In an alternative embodiment, a suspension stabilizer, such as xanthan gum, may further be incorporated in the alkali formate salt solution. Alternatively, other suspension stabilizers such as carboxymethylhydroxypropyl guar (CMPHG), carboxymethylcellulose (CMC), guar gum, and sodium alginate may further be employed. Typically, the suspension stabilizer is unnecessary because the brine is normally heavier than the polymeric suspension, therefore, settling of the cellulosic polymer is not possible.

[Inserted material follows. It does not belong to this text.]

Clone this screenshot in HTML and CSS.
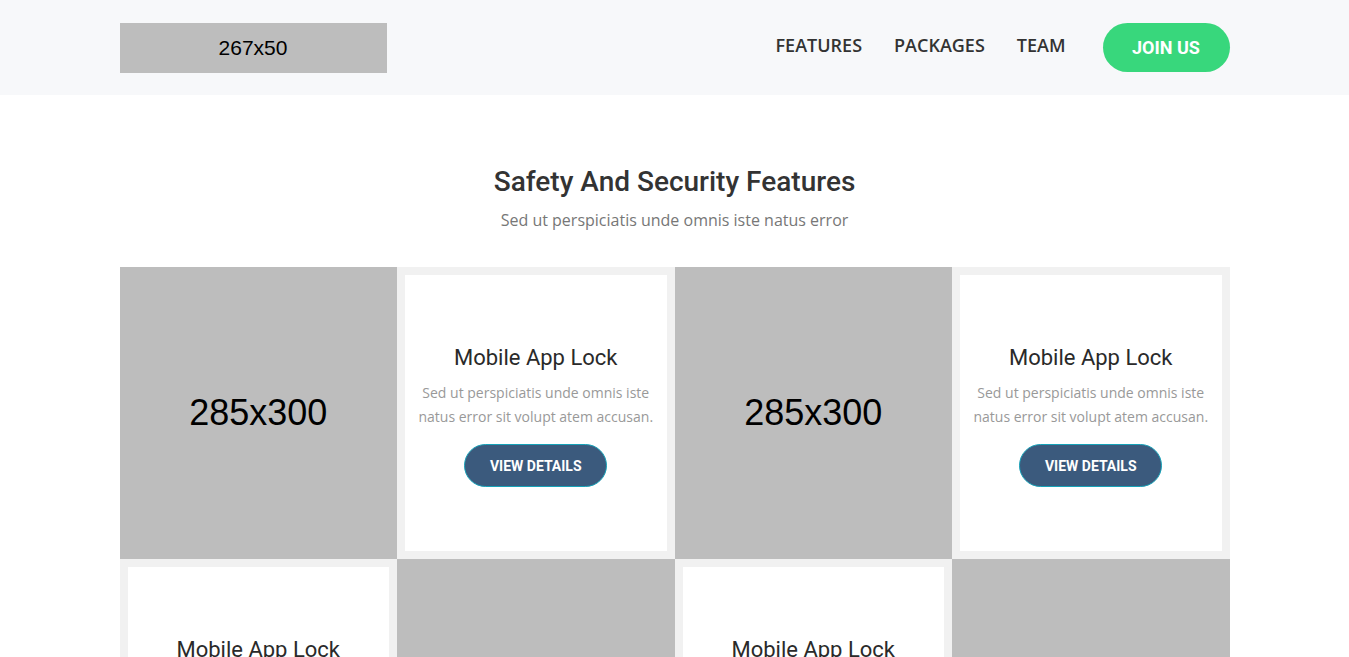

When however it is employed, the amount of stabilizer present in the alkali formate solution is typically between from about 0.03 to about 1.0 percent by weight.

The amount of cellulosic polymer introduced into the workover or completion brine to increase the brine viscosity is dependent upon the composition and density of the brine, and typically requires between from about 0.5 to about 8.0, preferably between from about 1.0 to about 5 pounds per barrel (bbl).

Further, the cellulosic suspension may be used in combination with water or brine to form the fluid loss pill, which may then be pumped into a wellbore in order to reduce the fluid loss from the wellbore into the subterranean formation. The brine may be saturated or unsaturated brine. By saturated brine, it is understood that the brine is saturated with at least one salt. Brines having a density greater than or equal to 10.5, preferably between 11.6 and 14.2, ppg at 70° F. may be preferred. The brine of the fluid loss pill must be compatible with the completion fluid brine to avoid salt precipitation. The brine in the fluid loss pill may or may not be the same as the completion fluid brine.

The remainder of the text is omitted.